Begin SUPPLIED MATERIAL
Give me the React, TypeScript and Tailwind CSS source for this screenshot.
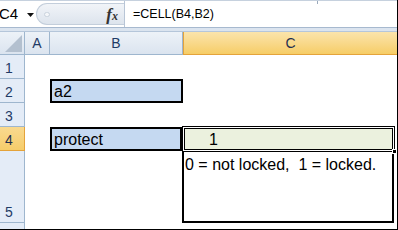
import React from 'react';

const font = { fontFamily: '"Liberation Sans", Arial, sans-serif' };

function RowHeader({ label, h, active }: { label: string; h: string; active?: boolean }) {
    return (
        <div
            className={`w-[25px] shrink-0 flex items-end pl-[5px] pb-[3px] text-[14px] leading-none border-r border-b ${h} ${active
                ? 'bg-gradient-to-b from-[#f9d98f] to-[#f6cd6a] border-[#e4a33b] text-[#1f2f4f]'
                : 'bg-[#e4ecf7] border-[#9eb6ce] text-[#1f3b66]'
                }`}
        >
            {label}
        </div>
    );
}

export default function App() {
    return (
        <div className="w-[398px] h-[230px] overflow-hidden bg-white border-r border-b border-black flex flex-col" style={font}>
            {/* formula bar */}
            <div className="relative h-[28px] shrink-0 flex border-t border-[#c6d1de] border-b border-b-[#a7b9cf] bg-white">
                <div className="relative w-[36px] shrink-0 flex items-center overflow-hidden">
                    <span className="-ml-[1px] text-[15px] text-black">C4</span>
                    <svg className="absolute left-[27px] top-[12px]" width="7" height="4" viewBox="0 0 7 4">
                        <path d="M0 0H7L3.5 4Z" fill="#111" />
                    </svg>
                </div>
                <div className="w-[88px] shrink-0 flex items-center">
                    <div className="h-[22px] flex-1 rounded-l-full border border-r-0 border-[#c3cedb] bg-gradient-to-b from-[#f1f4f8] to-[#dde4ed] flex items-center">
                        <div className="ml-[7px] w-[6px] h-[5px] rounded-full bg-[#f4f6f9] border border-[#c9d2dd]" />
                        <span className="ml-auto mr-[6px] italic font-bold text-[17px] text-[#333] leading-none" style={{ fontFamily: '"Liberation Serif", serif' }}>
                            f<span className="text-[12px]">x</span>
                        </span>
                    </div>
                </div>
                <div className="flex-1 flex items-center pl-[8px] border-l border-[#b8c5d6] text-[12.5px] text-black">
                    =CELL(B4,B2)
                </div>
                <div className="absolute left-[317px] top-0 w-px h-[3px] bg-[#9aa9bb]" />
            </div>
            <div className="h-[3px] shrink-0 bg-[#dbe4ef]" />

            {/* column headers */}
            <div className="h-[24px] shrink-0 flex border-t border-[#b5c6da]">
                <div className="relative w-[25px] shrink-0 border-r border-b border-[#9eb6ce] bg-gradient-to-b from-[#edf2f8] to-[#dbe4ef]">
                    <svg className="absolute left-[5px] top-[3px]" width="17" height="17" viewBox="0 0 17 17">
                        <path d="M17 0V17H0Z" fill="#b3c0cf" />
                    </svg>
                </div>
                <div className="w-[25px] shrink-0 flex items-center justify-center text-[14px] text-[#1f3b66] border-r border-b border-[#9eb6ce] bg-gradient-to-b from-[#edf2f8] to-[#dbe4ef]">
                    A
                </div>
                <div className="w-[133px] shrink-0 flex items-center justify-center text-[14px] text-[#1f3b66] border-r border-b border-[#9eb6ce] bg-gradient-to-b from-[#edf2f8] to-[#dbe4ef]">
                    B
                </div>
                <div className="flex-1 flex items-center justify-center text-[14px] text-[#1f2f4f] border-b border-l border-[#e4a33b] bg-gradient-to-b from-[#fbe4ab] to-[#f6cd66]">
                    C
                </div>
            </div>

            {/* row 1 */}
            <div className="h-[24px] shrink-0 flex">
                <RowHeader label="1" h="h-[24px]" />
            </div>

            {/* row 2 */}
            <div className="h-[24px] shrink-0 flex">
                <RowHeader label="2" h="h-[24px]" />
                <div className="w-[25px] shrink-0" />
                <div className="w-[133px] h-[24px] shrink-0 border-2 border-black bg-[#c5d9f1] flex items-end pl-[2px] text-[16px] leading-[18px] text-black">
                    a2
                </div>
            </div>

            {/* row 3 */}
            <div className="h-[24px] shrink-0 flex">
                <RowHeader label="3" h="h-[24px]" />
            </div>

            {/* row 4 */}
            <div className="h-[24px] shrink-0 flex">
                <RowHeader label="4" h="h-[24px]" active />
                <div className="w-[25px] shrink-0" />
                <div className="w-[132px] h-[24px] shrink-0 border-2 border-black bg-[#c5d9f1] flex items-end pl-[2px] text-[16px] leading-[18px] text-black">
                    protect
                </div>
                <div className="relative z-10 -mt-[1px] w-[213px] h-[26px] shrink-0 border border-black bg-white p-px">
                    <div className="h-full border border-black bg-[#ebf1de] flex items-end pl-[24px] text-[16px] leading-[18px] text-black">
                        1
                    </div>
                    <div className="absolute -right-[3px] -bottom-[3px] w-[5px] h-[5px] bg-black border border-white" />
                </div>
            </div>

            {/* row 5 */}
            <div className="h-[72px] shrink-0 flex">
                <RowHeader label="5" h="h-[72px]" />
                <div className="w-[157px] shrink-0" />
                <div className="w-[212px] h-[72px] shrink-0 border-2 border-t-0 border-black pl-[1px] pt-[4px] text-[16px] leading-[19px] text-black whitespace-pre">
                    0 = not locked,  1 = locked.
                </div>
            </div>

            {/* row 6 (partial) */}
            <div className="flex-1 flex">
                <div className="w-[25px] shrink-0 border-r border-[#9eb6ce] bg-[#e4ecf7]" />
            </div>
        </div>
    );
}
End SUPPLIED MATERIAL
● TASK DETAILS
Repeat the data in full and exactly. Omit pictures.

● FULL SOLUTION
Give me the React, TypeScript and Tailwind CSS source for this screenshot.
import React from 'react';

const font = { fontFamily: '"Liberation Sans", Arial, sans-serif' };

function RowHeader({ label, h, active }: { label: string; h: string; active?: boolean }) {
    return (
        <div
            className={`w-[25px] shrink-0 flex items-end pl-[5px] pb-[3px] text-[14px] leading-none border-r border-b ${h} ${active
                ? 'bg-gradient-to-b from-[#f9d98f] to-[#f6cd6a] border-[#e4a33b] text-[#1f2f4f]'
                : 'bg-[#e4ecf7] border-[#9eb6ce] text-[#1f3b66]'
                }`}
        >
            {label}
        </div>
    );
}

export default function App() {
    return (
        <div className="w-[398px] h-[230px] overflow-hidden bg-white border-r border-b border-black flex flex-col" style={font}>
            {/* formula bar */}
            <div className="relative h-[28px] shrink-0 flex border-t border-[#c6d1de] border-b border-b-[#a7b9cf] bg-white">
                <div className="relative w-[36px] shrink-0 flex items-center overflow-hidden">
                    <span className="-ml-[1px] text-[15px] text-black">C4</span>
                    <svg className="absolute left-[27px] top-[12px]" width="7" height="4" viewBox="0 0 7 4">
                        <path d="M0 0H7L3.5 4Z" fill="#111" />
                    </svg>
                </div>
                <div className="w-[88px] shrink-0 flex items-center">
                    <div className="h-[22px] flex-1 rounded-l-full border border-r-0 border-[#c3cedb] bg-gradient-to-b from-[#f1f4f8] to-[#dde4ed] flex items-center">
                        <div className="ml-[7px] w-[6px] h-[5px] rounded-full bg-[#f4f6f9] border border-[#c9d2dd]" />
                        <span className="ml-auto mr-[6px] italic font-bold text-[17px] text-[#333] leading-none" style={{ fontFamily: '"Liberation Serif", serif' }}>
                            f<span className="text-[12px]">x</span>
                        </span>
                    </div>
                </div>
                <div className="flex-1 flex items-center pl-[8px] border-l border-[#b8c5d6] text-[12.5px] text-black">
                    =CELL(B4,B2)
                </div>
                <div className="absolute left-[317px] top-0 w-px h-[3px] bg-[#9aa9bb]" />
            </div>
            <div className="h-[3px] shrink-0 bg-[#dbe4ef]" />

            {/* column headers */}
            <div className="h-[24px] shrink-0 flex border-t border-[#b5c6da]">
                <div className="relative w-[25px] shrink-0 border-r border-b border-[#9eb6ce] bg-gradient-to-b from-[#edf2f8] to-[#dbe4ef]">
                    <svg className="absolute left-[5px] top-[3px]" width="17" height="17" viewBox="0 0 17 17">
                        <path d="M17 0V17H0Z" fill="#b3c0cf" />
                    </svg>
                </div>
                <div className="w-[25px] shrink-0 flex items-center justify-center text-[14px] text-[#1f3b66] border-r border-b border-[#9eb6ce] bg-gradient-to-b from-[#edf2f8] to-[#dbe4ef]">
                    A
                </div>
                <div className="w-[133px] shrink-0 flex items-center justify-center text-[14px] text-[#1f3b66] border-r border-b border-[#9eb6ce] bg-gradient-to-b from-[#edf2f8] to-[#dbe4ef]">
                    B
                </div>
                <div className="flex-1 flex items-center justify-center text-[14px] text-[#1f2f4f] border-b border-l border-[#e4a33b] bg-gradient-to-b from-[#fbe4ab] to-[#f6cd66]">
                    C
                </div>
            </div>

            {/* row 1 */}
            <div className="h-[24px] shrink-0 flex">
                <RowHeader label="1" h="h-[24px]" />
            </div>

            {/* row 2 */}
            <div className="h-[24px] shrink-0 flex">
                <RowHeader label="2" h="h-[24px]" />
                <div className="w-[25px] shrink-0" />
                <div className="w-[133px] h-[24px] shrink-0 border-2 border-black bg-[#c5d9f1] flex items-end pl-[2px] text-[16px] leading-[18px] text-black">
                    a2
                </div>
            </div>

            {/* row 3 */}
            <div className="h-[24px] shrink-0 flex">
                <RowHeader label="3" h="h-[24px]" />
            </div>

            {/* row 4 */}
            <div className="h-[24px] shrink-0 flex">
                <RowHeader label="4" h="h-[24px]" active />
                <div className="w-[25px] shrink-0" />
                <div className="w-[132px] h-[24px] shrink-0 border-2 border-black bg-[#c5d9f1] flex items-end pl-[2px] text-[16px] leading-[18px] text-black">
                    protect
                </div>
                <div className="relative z-10 -mt-[1px] w-[213px] h-[26px] shrink-0 border border-black bg-white p-px">
                    <div className="h-full border border-black bg-[#ebf1de] flex items-end pl-[24px] text-[16px] leading-[18px] text-black">
                        1
                    </div>
                    <div className="absolute -right-[3px] -bottom-[3px] w-[5px] h-[5px] bg-black border border-white" />
                </div>
            </div>

            {/* row 5 */}
            <div className="h-[72px] shrink-0 flex">
                <RowHeader label="5" h="h-[72px]" />
                <div className="w-[157px] shrink-0" />
                <div className="w-[212px] h-[72px] shrink-0 border-2 border-t-0 border-black pl-[1px] pt-[4px] text-[16px] leading-[19px] text-black whitespace-pre">
                    0 = not locked,  1 = locked.
                </div>
            </div>

            {/* row 6 (partial) */}
            <div className="flex-1 flex">
                <div className="w-[25px] shrink-0 border-r border-[#9eb6ce] bg-[#e4ecf7]" />
            </div>
        </div>
    );
}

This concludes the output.